* Directive
Write out every entry exactly as given, but omit the pictures.

# Start of Input

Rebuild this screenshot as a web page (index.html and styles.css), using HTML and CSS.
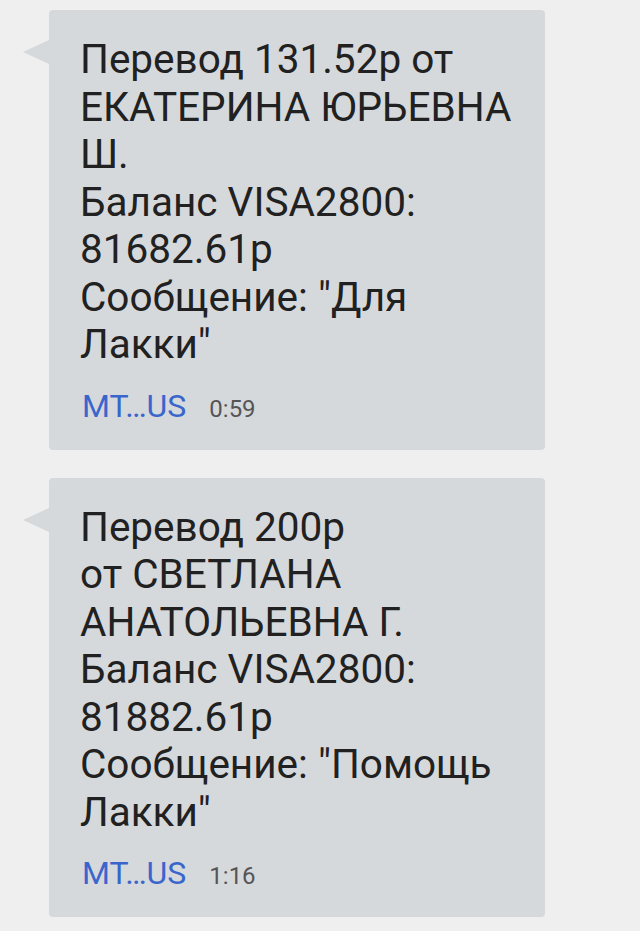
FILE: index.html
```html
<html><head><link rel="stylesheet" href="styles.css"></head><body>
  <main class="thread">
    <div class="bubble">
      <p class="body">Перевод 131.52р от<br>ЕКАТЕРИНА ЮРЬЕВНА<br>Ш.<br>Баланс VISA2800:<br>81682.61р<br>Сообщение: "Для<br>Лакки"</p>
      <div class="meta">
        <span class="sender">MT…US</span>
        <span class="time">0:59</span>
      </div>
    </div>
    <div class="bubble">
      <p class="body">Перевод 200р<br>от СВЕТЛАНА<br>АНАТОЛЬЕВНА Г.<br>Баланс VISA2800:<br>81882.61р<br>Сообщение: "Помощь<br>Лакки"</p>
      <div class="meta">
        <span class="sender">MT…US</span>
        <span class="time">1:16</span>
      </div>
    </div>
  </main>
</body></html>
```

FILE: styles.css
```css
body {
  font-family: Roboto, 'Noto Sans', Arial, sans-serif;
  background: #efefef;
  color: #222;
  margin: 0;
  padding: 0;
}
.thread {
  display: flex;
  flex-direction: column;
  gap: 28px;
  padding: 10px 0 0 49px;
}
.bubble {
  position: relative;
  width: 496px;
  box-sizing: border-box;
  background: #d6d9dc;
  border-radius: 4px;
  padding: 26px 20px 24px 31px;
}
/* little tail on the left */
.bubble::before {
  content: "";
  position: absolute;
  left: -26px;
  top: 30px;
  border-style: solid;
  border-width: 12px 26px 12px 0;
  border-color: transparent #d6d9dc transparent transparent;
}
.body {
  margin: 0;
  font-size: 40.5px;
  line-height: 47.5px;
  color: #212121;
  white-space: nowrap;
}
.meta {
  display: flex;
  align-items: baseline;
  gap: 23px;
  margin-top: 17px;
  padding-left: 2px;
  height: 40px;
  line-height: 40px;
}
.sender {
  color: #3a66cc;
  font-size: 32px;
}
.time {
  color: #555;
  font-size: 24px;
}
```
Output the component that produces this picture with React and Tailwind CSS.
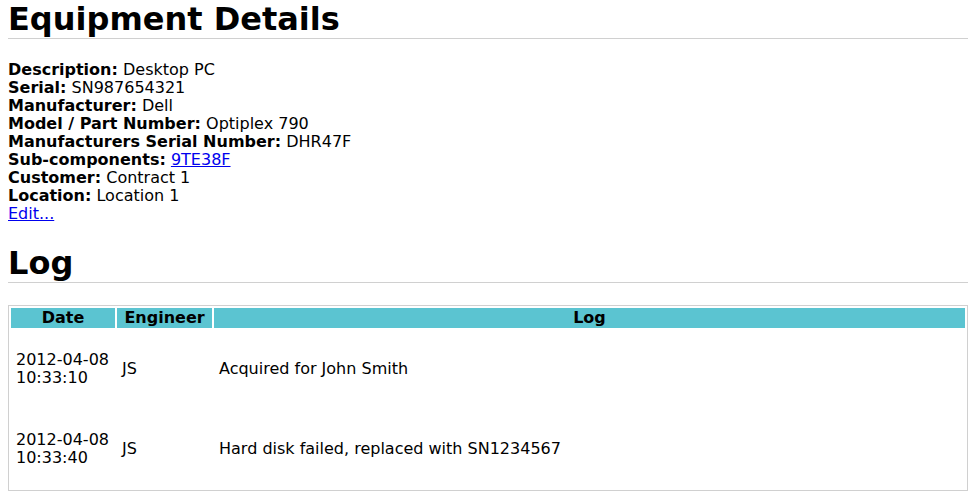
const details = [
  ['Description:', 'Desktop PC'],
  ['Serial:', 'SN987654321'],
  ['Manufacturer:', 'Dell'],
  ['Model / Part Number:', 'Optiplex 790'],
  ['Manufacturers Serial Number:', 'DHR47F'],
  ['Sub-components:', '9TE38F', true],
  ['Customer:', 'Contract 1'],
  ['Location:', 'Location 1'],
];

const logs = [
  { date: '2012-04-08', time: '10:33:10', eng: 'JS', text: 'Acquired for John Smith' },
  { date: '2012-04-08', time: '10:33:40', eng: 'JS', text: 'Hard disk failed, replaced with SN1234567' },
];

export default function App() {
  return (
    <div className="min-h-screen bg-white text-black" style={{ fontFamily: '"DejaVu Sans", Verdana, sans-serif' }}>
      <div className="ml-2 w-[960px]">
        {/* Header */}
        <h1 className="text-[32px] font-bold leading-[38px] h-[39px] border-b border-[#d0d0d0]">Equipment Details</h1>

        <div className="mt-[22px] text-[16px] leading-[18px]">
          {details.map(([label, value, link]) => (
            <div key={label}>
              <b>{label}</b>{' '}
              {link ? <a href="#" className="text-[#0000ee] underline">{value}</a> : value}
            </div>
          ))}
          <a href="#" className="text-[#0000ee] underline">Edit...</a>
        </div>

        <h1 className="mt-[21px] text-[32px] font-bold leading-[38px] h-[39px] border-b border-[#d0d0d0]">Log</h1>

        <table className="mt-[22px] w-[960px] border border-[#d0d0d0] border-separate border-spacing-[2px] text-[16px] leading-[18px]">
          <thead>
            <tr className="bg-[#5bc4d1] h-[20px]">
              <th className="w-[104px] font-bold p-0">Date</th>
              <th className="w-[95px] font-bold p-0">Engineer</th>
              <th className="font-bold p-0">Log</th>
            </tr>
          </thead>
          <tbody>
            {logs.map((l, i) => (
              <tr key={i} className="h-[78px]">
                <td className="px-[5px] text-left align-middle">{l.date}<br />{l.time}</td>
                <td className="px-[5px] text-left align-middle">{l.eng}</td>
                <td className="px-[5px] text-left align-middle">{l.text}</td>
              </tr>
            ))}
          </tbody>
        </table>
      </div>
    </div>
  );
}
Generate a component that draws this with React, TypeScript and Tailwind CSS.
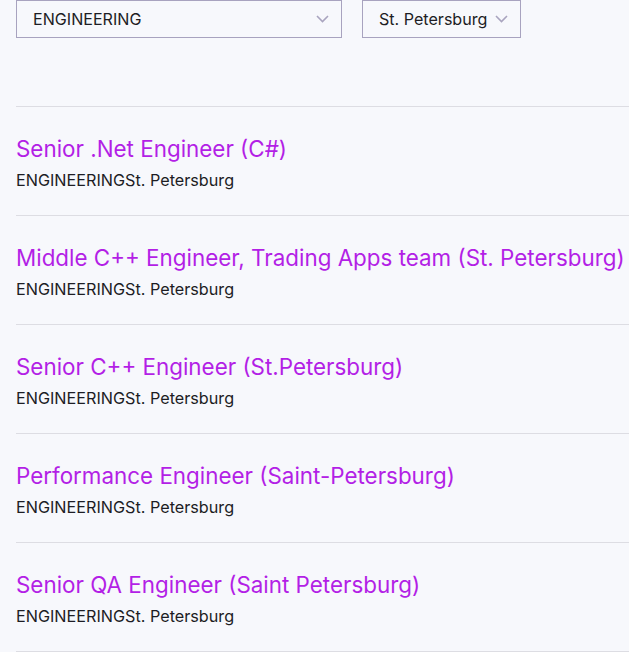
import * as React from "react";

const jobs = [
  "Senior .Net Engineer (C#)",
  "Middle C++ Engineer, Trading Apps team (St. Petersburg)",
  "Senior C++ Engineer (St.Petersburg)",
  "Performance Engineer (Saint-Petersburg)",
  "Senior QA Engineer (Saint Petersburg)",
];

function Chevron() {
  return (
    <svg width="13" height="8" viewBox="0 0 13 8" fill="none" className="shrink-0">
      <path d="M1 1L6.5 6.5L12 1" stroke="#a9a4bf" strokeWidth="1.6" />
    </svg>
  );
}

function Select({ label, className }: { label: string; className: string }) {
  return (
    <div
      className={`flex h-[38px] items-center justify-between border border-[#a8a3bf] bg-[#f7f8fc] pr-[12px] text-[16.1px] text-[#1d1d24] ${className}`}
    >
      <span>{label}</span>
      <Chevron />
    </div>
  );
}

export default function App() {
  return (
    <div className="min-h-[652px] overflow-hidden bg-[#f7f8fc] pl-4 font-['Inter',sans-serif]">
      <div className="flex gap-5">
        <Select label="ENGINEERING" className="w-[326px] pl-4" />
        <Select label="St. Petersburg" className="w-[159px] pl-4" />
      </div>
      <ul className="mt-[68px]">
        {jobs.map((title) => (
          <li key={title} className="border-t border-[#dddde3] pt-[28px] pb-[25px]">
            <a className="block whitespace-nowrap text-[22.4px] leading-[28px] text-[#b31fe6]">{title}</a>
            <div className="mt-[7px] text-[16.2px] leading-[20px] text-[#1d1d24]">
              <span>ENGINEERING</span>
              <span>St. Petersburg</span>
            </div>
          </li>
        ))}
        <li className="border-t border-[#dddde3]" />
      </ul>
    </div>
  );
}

# End of Input

* Output for this exercise
Rebuild this screenshot as a web page (index.html and styles.css), using HTML and CSS.
FILE: index.html
```html
<html><head><link rel="stylesheet" href="styles.css"></head><body>
  <main class="thread">
    <div class="bubble">
      <p class="body">Перевод 131.52р от<br>ЕКАТЕРИНА ЮРЬЕВНА<br>Ш.<br>Баланс VISA2800:<br>81682.61р<br>Сообщение: "Для<br>Лакки"</p>
      <div class="meta">
        <span class="sender">MT…US</span>
        <span class="time">0:59</span>
      </div>
    </div>
    <div class="bubble">
      <p class="body">Перевод 200р<br>от СВЕТЛАНА<br>АНАТОЛЬЕВНА Г.<br>Баланс VISA2800:<br>81882.61р<br>Сообщение: "Помощь<br>Лакки"</p>
      <div class="meta">
        <span class="sender">MT…US</span>
        <span class="time">1:16</span>
      </div>
    </div>
  </main>
</body></html>
```

FILE: styles.css
```css
body {
  font-family: Roboto, 'Noto Sans', Arial, sans-serif;
  background: #efefef;
  color: #222;
  margin: 0;
  padding: 0;
}
.thread {
  display: flex;
  flex-direction: column;
  gap: 28px;
  padding: 10px 0 0 49px;
}
.bubble {
  position: relative;
  width: 496px;
  box-sizing: border-box;
  background: #d6d9dc;
  border-radius: 4px;
  padding: 26px 20px 24px 31px;
}
/* little tail on the left */
.bubble::before {
  content: "";
  position: absolute;
  left: -26px;
  top: 30px;
  border-style: solid;
  border-width: 12px 26px 12px 0;
  border-color: transparent #d6d9dc transparent transparent;
}
.body {
  margin: 0;
  font-size: 40.5px;
  line-height: 47.5px;
  color: #212121;
  white-space: nowrap;
}
.meta {
  display: flex;
  align-items: baseline;
  gap: 23px;
  margin-top: 17px;
  padding-left: 2px;
  height: 40px;
  line-height: 40px;
}
.sender {
  color: #3a66cc;
  font-size: 32px;
}
.time {
  color: #555;
  font-size: 24px;
}
```
Output the component that produces this picture with React and Tailwind CSS.
const details = [
  ['Description:', 'Desktop PC'],
  ['Serial:', 'SN987654321'],
  ['Manufacturer:', 'Dell'],
  ['Model / Part Number:', 'Optiplex 790'],
  ['Manufacturers Serial Number:', 'DHR47F'],
  ['Sub-components:', '9TE38F', true],
  ['Customer:', 'Contract 1'],
  ['Location:', 'Location 1'],
];

const logs = [
  { date: '2012-04-08', time: '10:33:10', eng: 'JS', text: 'Acquired for John Smith' },
  { date: '2012-04-08', time: '10:33:40', eng: 'JS', text: 'Hard disk failed, replaced with SN1234567' },
];

export default function App() {
  return (
    <div className="min-h-screen bg-white text-black" style={{ fontFamily: '"DejaVu Sans", Verdana, sans-serif' }}>
      <div className="ml-2 w-[960px]">
        {/* Header */}
        <h1 className="text-[32px] font-bold leading-[38px] h-[39px] border-b border-[#d0d0d0]">Equipment Details</h1>

        <div className="mt-[22px] text-[16px] leading-[18px]">
          {details.map(([label, value, link]) => (
            <div key={label}>
              <b>{label}</b>{' '}
              {link ? <a href="#" className="text-[#0000ee] underline">{value}</a> : value}
            </div>
          ))}
          <a href="#" className="text-[#0000ee] underline">Edit...</a>
        </div>

        <h1 className="mt-[21px] text-[32px] font-bold leading-[38px] h-[39px] border-b border-[#d0d0d0]">Log</h1>

        <table className="mt-[22px] w-[960px] border border-[#d0d0d0] border-separate border-spacing-[2px] text-[16px] leading-[18px]">
          <thead>
            <tr className="bg-[#5bc4d1] h-[20px]">
              <th className="w-[104px] font-bold p-0">Date</th>
              <th className="w-[95px] font-bold p-0">Engineer</th>
              <th className="font-bold p-0">Log</th>
            </tr>
          </thead>
          <tbody>
            {logs.map((l, i) => (
              <tr key={i} className="h-[78px]">
                <td className="px-[5px] text-left align-middle">{l.date}<br />{l.time}</td>
                <td className="px-[5px] text-left align-middle">{l.eng}</td>
                <td className="px-[5px] text-left align-middle">{l.text}</td>
              </tr>
            ))}
          </tbody>
        </table>
      </div>
    </div>
  );
}
Generate a component that draws this with React, TypeScript and Tailwind CSS.
import * as React from "react";

const jobs = [
  "Senior .Net Engineer (C#)",
  "Middle C++ Engineer, Trading Apps team (St. Petersburg)",
  "Senior C++ Engineer (St.Petersburg)",
  "Performance Engineer (Saint-Petersburg)",
  "Senior QA Engineer (Saint Petersburg)",
];

function Chevron() {
  return (
    <svg width="13" height="8" viewBox="0 0 13 8" fill="none" className="shrink-0">
      <path d="M1 1L6.5 6.5L12 1" stroke="#a9a4bf" strokeWidth="1.6" />
    </svg>
  );
}

function Select({ label, className }: { label: string; className: string }) {
  return (
    <div
      className={`flex h-[38px] items-center justify-between border border-[#a8a3bf] bg-[#f7f8fc] pr-[12px] text-[16.1px] text-[#1d1d24] ${className}`}
    >
      <span>{label}</span>
      <Chevron />
    </div>
  );
}

export default function App() {
  return (
    <div className="min-h-[652px] overflow-hidden bg-[#f7f8fc] pl-4 font-['Inter',sans-serif]">
      <div className="flex gap-5">
        <Select label="ENGINEERING" className="w-[326px] pl-4" />
        <Select label="St. Petersburg" className="w-[159px] pl-4" />
      </div>
      <ul className="mt-[68px]">
        {jobs.map((title) => (
          <li key={title} className="border-t border-[#dddde3] pt-[28px] pb-[25px]">
            <a className="block whitespace-nowrap text-[22.4px] leading-[28px] text-[#b31fe6]">{title}</a>
            <div className="mt-[7px] text-[16.2px] leading-[20px] text-[#1d1d24]">
              <span>ENGINEERING</span>
              <span>St. Petersburg</span>
            </div>
          </li>
        ))}
        <li className="border-t border-[#dddde3]" />
      </ul>
    </div>
  );
}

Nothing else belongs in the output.